The Quad stage featured Billy Childs’ Jazz Chamber Ensemble, “Jon Faddis: Triumph of Trumpets” (with Sean Jones and 2014 Thelonious Monk trumpet competition winner Marquis Hill joining Faddis in the frontline), the James Carter Sextet celebrating the music of Don Byas, and a quartet co-led by Miles Davis alumni Mike Stern and Bill Evans. But an especially memorable moment occurred there when 20-year-old Adam O’Farrill, a Monk trumpet competition runner-up who’d performed with his father’s orchestra that morning, sat in with keyboardist Jason Lindner’s forward-looking Now vs. Now trio. When O’Farrill blew a climactic solo on the new piece “Dichotomy” that earned the group a standing ovation, a delighted Lindner grabbed a microphone, reintroduced the young trumpeter and informed the audience, “It’s the first time he played it. We’ve never played it. But that’s jazz, right?”

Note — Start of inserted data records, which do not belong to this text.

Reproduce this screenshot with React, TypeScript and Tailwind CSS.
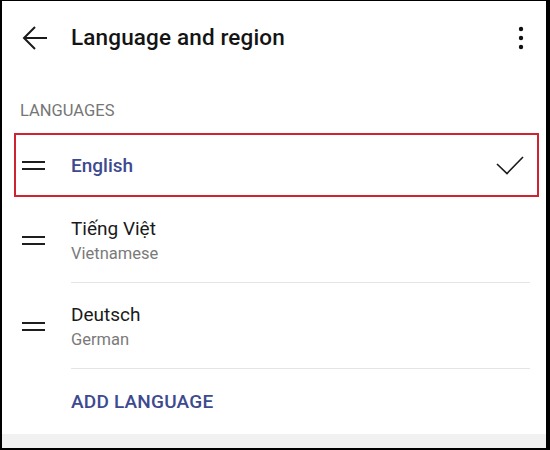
import React from 'react';

const languages = [
  { name: 'Tiếng Việt', sub: 'Vietnamese' },
  { name: 'Deutsch', sub: 'German' },
];

function DragHandle() {
  return (
    <div className="flex flex-col gap-[5px] w-[23px] shrink-0">
      <div className="h-[2px] bg-[#1e1e1e]" />
      <div className="h-[2px] bg-[#1e1e1e]" />
    </div>
  );
}

export default function App() {
  return (
    <div className="w-[550px] h-[450px] bg-black pt-px pl-[2px] pr-[4px] pb-[2px] font-['Roboto',sans-serif]">
      <div className="w-full h-full bg-white flex flex-col">
        {/* Header */}
        <div className="h-[74px] flex items-center pl-[20px] pr-[22px] shrink-0">
          <svg width="26" height="26" viewBox="0 0 26 26" className="shrink-0">
            <path d="M2 13 H25 M13 2 L2 13 L13 24" fill="none" stroke="#1a1a1a" strokeWidth="2" />
          </svg>
          <h1 className="ml-[23px] text-[22.5px] font-medium text-[#141414] tracking-[0.15px]">Language and region</h1>
          <svg width="6" height="24" viewBox="0 0 6 24" className="ml-auto">
            <circle cx="3" cy="3" r="2.2" fill="#111" />
            <circle cx="3" cy="12" r="2.2" fill="#111" />
            <circle cx="3" cy="21" r="2.2" fill="#111" />
          </svg>
        </div>

        {/* Section label */}
        <div className="mt-[26px] pl-[18px] h-[20px] leading-[20px] text-[16.5px] text-[#767676]">LANGUAGES</div>

        {/* Selected language */}
        <div className="mt-[12px] ml-[12px] mr-[7px] h-[64px] border-2 border-[#cf2330] flex items-center pl-[6px] pr-[13px]">
          <DragHandle />
          <span className="ml-[26px] pt-[2px] text-[19px] font-medium text-[#3d4a8f]">English</span>
          <svg width="28" height="20" viewBox="0 0 28 20" className="ml-auto">
            <path d="M1 9 L11 18.5 L27 2" fill="none" stroke="#1a1a1a" strokeWidth="1.6" />
          </svg>
        </div>

        {/* Other languages */}
        {languages.map(lang => (
          <div key={lang.name} className="h-[86px] flex items-center pl-[20px] shrink-0">
            <DragHandle />
            <div className="ml-[26px] flex-1 h-full flex flex-col justify-center border-b border-[#e4e4e4] mr-[16px] pt-[3px]">
              <span className="text-[19px] leading-[25px] text-[#1a1a1a]">{lang.name}</span>
              <span className="text-[16.5px] leading-[26px] text-[#7a7a7a]">{lang.sub}</span>
            </div>
          </div>
        ))}

        {/* Add language */}
        <div className="flex-1 flex items-center pl-[69px] pt-[2px]">
          <span className="text-[19px] font-medium text-[#3d4a8f] tracking-[0.2px]">ADD LANGUAGE</span>
        </div>

        <div className="h-[14px] bg-[#f1f1f1] shrink-0" />
      </div>
    </div>
  );
}
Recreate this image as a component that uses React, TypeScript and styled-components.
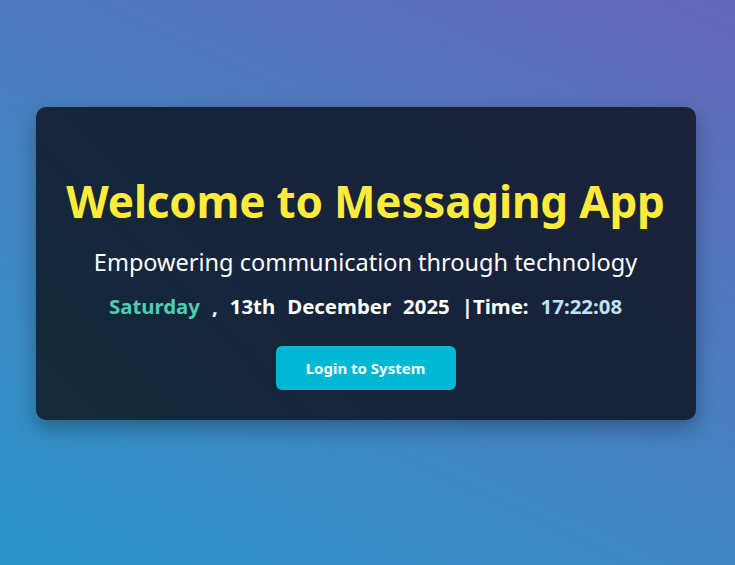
import React from "react";
import styled, { createGlobalStyle } from "styled-components";

const GlobalStyle = createGlobalStyle`
  html, body {
    margin: 0;
    padding: 0;
  }
  body {
    font-family: "Noto Sans", "Open Sans", sans-serif;
  }
`;

const Page = styled.div`
  min-height: 100vh;
  box-sizing: border-box;
  padding: 107px 4px 0 0;
  display: flex;
  justify-content: center;
  align-items: flex-start;
  background: linear-gradient(25deg, #2a95c8 0%, #4680c0 50%, #6567b8 100%);
`;

const Card = styled.div`
  width: 660px;
  height: 313px;
  box-sizing: border-box;
  border-radius: 10px;
  background: linear-gradient(45deg, #142a3b 0%, #16233a 50%, #1b2239 100%);
  box-shadow: 0 8px 20px rgba(0, 0, 0, 0.3);
  display: flex;
  flex-direction: column;
  align-items: center;
  justify-content: center;
  padding-top: 38px;
`;

const Title = styled.h1`
  margin: 0;
  font-size: 44px;
  font-weight: 700;
  color: #ffeb3b;
  line-height: 1.2;
  letter-spacing: -0.2px;
`;

const Subtitle = styled.p`
  margin: 21px 0 0;
  font-size: 23.5px;
  color: #ffffff;
  line-height: 1.2;
`;

const DateLine = styled.div`
  margin-top: 16px;
  display: flex;
  align-items: baseline;
  gap: 12px;
  font-size: 20.4px;
  font-weight: 700;
  color: #ffffff;
`;

const Part = styled.span<{ $tone?: "day" | "time" }>`
  color: ${(p) =>
    p.$tone === "day" ? "#4fcdb0" : p.$tone === "time" ? "#bee3f8" : "#ffffff"};
`;

const LoginButton = styled.button`
  margin-top: 26px;
  width: 180px;
  height: 44px;
  border: none;
  border-radius: 6px;
  background: #00b8d4;
  color: #ffffff;
  font-family: inherit;
  font-size: 15px;
  font-weight: 700;
  cursor: pointer;
`;

const App = () => {
  return (
    <Page>
      <GlobalStyle />
      <Card>
        <Title>Welcome to Messaging App</Title>
        <Subtitle>Empowering communication through technology</Subtitle>
        <DateLine>
          <Part $tone="day">Saturday</Part>
          <Part>,</Part>
          <Part>13th</Part>
          <Part>December</Part>
          <Part>2025</Part>
          <Part>|Time:</Part>
          <Part $tone="time">17:22:08</Part>
        </DateLine>
        <LoginButton>Login to System</LoginButton>
      </Card>
    </Page>
  );
};

export default App;
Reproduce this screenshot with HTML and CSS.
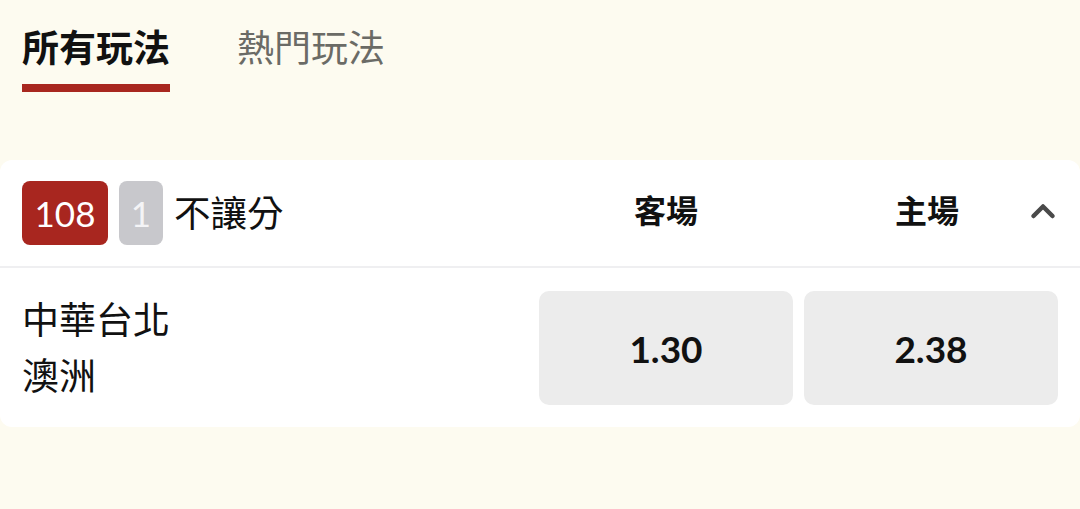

Jamie Cullum closed out the Fort stage for the weekend with tunes from his big-band album Interlude, his core backing group augmented by a horn section on loan from the opening day’s University of Rhode Island band. Cullum is a born entertainer, a sort of latter-day Dudley Moore (i.e., a short, charismatic Brit with genuine music chops), and he revved up the crowd with his usual attention-grabbing antics: playing a trap drum as he sang his opener, and scrambling atop the grand piano after switching to it for his second number. A little of that can go a long way, giving the jazz cognoscenti an excuse to duck out early and avoid the departing rush, Cullum’s version of “Don’t Let Me Be Misunderstood” providing a pleasant accompaniment to their exit.